Du côté des libraires et des traducteurs, les craintes reposent aussi sur un remplacement de l’action humaine. Et pour cause : en s’appuyant sur le modèle d’apprentissage Deepl, la start-up française Qantmetry a traduit un ouvrage scientifique de 800 pages. Une fois le texte brut traduit par une intelligence artificielle - phase de « pré-édition » - celui-ci est récupéré par un traducteur littéraire, chargé de faire un travail de post-édition. Un travail « fastidieux, sans plaisir littéraire, puisque la solution proposée par la machine n’est pas publiable », selon Jonathan Secor. Le juriste redoute aussi que les éditeurs faisant usage de la traduction automatique sous-évaluent les traducteurs, les réduisant au statut de correcteurs.
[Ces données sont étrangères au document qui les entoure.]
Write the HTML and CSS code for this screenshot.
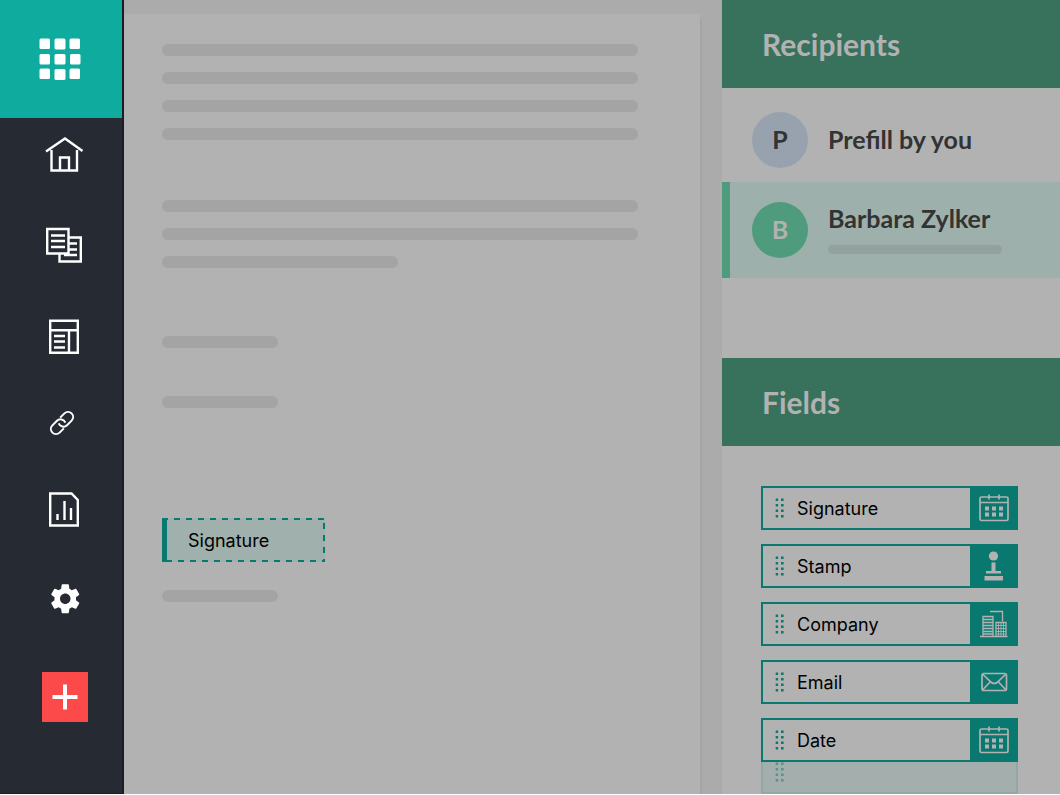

Même si la pratique serait peu répandue dans le milieu littéraire, l'ATLF (Association des traducteurs littéraires en France) dénonce une « opacité problématique » et somme les éditeurs à davantage de transparence. En effet, d'après une étude menée par l'association et consultée avant publication par Livres Hebdo, 91% des traducteurs en post-édition ont déclaré ne pas savoir si la pré-édition avait été réalisée ou non, par un outil technologique.
« Avec la traduction automatique, il y a une compilation massive de données avec des résultats parfois bluffant. Mais il y a un grand risque de lissage du texte brut, ce qui nuirait à la qualité littéraire. Au contraire, la traduction littéraire est subjective. Il existe autant de traductions que de traducteurs », rappelle Peggy Rolland, traductrice adhérente. Rémunérée en droits d'auteurs pour son travail créatif, l'interrogée craint donc que l'usage de l'outil technologique n'aboutisse à « une forme de suprématie économique qui conduirait à la disparition du métier et plus globalement à un appauvrissement de la langue ».
Les IA, alliées historiques des bibliothèques
Un scénario catastrophe donc ? Pas pour tout le monde. Capables d’emmagasiner des milliards de données et de processus cognitifs, les outils de type ChatGPT peuvent classer les connaissances à une échelle sans précédent, aidant donc idéalement les bibliothèques.
Pour autant, ils ne sauraient, d’après notre chroniqueur Patrick Bazin, remplacer l’accompagnement physique, nuancé et personnalisé d’un bibliothécaire. Il s’agirait donc plutôt « d’étendre le paradigme des bibliothèques » grâce à des cyber-outils tels que la reconnaissance de corpus ou le catalogage, alliés de longue date des bibliothèques universitaires, comme le rappelait déjà l’Association des directeurs et personnels de la direction des bibliothèques universitaires et de la documentation (ADBU) en 2019.